Anoche McCain dio un discurso para que se arrepintieran de no elegirle; por primera vez les pareció a todos los obamistas que presentaba un racionamiento preclaro. Aunque cabría la posibilidad de preguntarse si se oyó magistral porque declaraba la victoria del favorito o si el discurso era grandioso en sí mismo; es decir, cabe cuestionar si lo conmovedor del discurso estaba sólo en la emoción del receptor o si objetivamente el elemento que lo hacía grande estaba contenido en el propio discurso.

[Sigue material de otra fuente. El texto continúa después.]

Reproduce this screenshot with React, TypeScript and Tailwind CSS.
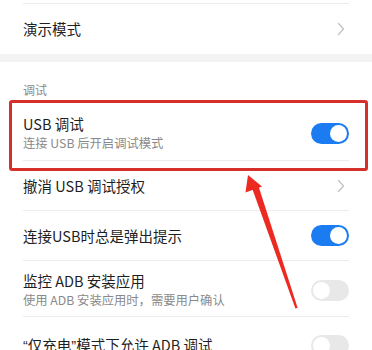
import React from 'react';

interface Item {
  title: React.ReactNode;
  sub?: string;
  kind: 'chevron' | 'on' | 'off';
}

const Chevron = () => (
  <svg width="8" height="14" viewBox="0 0 8 14" className="shrink-0 mr-[4px]">
    <path d="M1.5 1.5 L6.5 7 L1.5 12.5" fill="none" stroke="#c4c4c4" strokeWidth="1.4" strokeLinecap="round" strokeLinejoin="round" />
  </svg>
);

const Toggle = ({ on }: { on: boolean }) => (
  <div
    className={`shrink-0 w-[38px] h-[21px] rounded-full flex items-center px-[2px] ${
      on ? 'bg-[#1a7cf0] justify-end' : 'bg-[#e8e8e8] justify-start'
    }`}
  >
    <div className="w-[17px] h-[17px] rounded-full bg-white" />
  </div>
);

const Row = ({ item, divider = true }: { item: Item; divider?: boolean }) => (
  <div className={`mx-[23px] flex items-center justify-between ${divider ? 'border-b border-[#ececec]' : ''} ${item.sub ? 'pt-[10px] pb-[6px]' : 'h-[50px]'}`}>
    <div className="flex flex-col">
      <span className="text-[14.5px] leading-[20px] text-[#1f1f1f]">{item.title}</span>
      {item.sub && <span className="text-[12.3px] leading-[19px] text-[#8a8a8a]">{item.sub}</span>}
    </div>
    {item.kind === 'chevron' ? <Chevron /> : <Toggle on={item.kind === 'on'} />}
  </div>
);

const Q = ({ children }: { children: React.ReactNode }) => (
  <span className="font-['Liberation_Sans',sans-serif]">{children}</span>
);

export default function App() {
  return (
    <div className="relative w-[372px] h-[350px] overflow-hidden bg-white font-['Noto_Sans_CJK_SC',sans-serif]">
      <div className="h-[4px] mx-[23px] border-b border-[#ececec]" />
      <Row item={{ title: '演示模式', kind: 'chevron' }} divider={false} />
      <div className="h-[8px] bg-[#f3f3f3]" />
      <div className="mx-[23px] pt-[22px] text-[12px] leading-[12px] text-[#8a8a8a] h-[38px]">
        调试
      </div>
      <div className="mx-[23px] flex items-center justify-between border-b border-[#ececec] pt-[14px] pb-[8px]">
        <div className="flex flex-col">
          <span className="text-[14.5px] leading-[20px] text-[#1f1f1f]">USB 调试</span>
          <span className="text-[12.3px] leading-[18px] text-[#8a8a8a]">连接 USB 后开启调试模式</span>
        </div>
        <Toggle on />
      </div>
      <Row item={{ title: '撤消 USB 调试授权', kind: 'chevron' }} />
      <Row item={{ title: '连接USB时总是弹出提示', kind: 'on' }} />
      <Row item={{ title: '监控 ADB 安装应用', sub: '使用 ADB 安装应用时，需要用户确认', kind: 'off' }} />
      <div className="pt-[3px]">
        <Row
          item={{
            title: (
              <>
                <Q>“</Q>仅充电<Q>”</Q>模式下允许 ADB 调试
              </>
            ),
            kind: 'off',
          }}
          divider={false}
        />
      </div>

      {/* annotation overlay */}
      <div className="absolute left-[9px] top-[100px] w-[359px] h-[71px] border-[3px] border-[#d6302c] rounded-[3px] pointer-events-none" />
      <svg className="absolute left-0 top-0 pointer-events-none" width="372" height="350" viewBox="0 0 372 350">
        <polygon points="248,175 245.5,192.5 262,186.5" fill="#ec2a22" />
        <polygon points="251.8,187.5 258.2,185.2 297.6,307.8 295.4,308.4" fill="#ec2a22" />
      </svg>
    </div>
  );
}
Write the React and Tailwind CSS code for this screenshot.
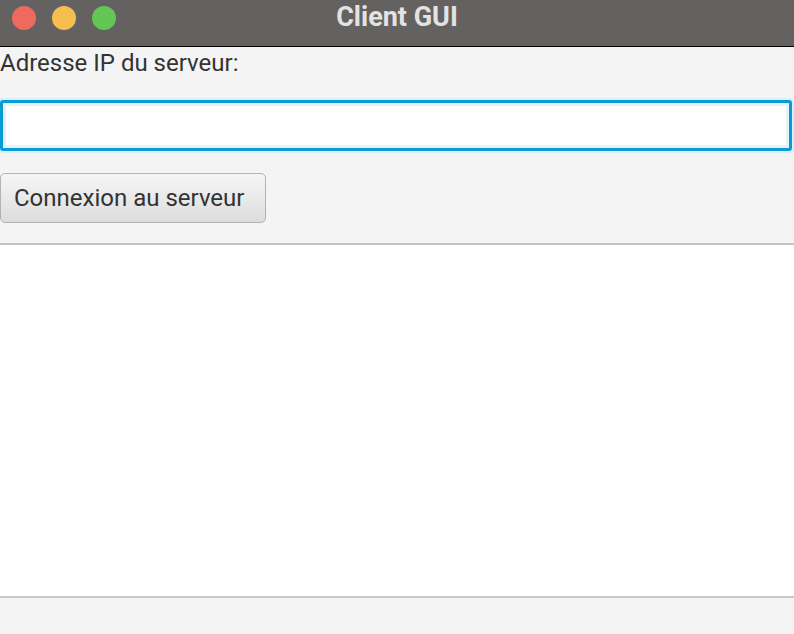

Mis amigos blandos, los optimistas, en su pajería ilusoria me pedirán que vea el lado bueno, que mire a la realidad de que finalmente se dio algo que todos han coincidido en llamar cambio (cosa que me apena porque no me parece una palabra bella sonoramente hablando ni en inglés ni español), y supongo que al mismo tiempo me querrán decir tácitamente que me pase por el culo el resto de la verdad oscura que reconozco y que ellos hoy no quieren escuchar. Pero yo, su amiga incordia, el lado oscuro de sus conciencias, hoy celebro con ustedes, me visto de nuevo, estreno alma, me perfumo con una esperanza recién descubierta en ustedes y escasa o estéril en mí, e incapaz de variar escojo estar arrobada por el discurso de la derrota y menos persuadida por el del triunfo, me declaro más adepta de las palabras gallardas del perdedor que estuvo McCain, porque soy más dada a apreciar con particular interés las rarezas y porque admiro el coraje en los tiempos en que escasea y, claro está, porque prefiero mantenerme incómodamente suspicaz ante la posibilidad de que el ganador resulte un farsante en los tiempos en los que abundan tales especies. Así que, celebro como siempre, como ustedes saben que suelo hacerlo, celebro con recato y discreción porque en el baile febril en medio del carnaval alguien sobrio tiene que velar la puerta.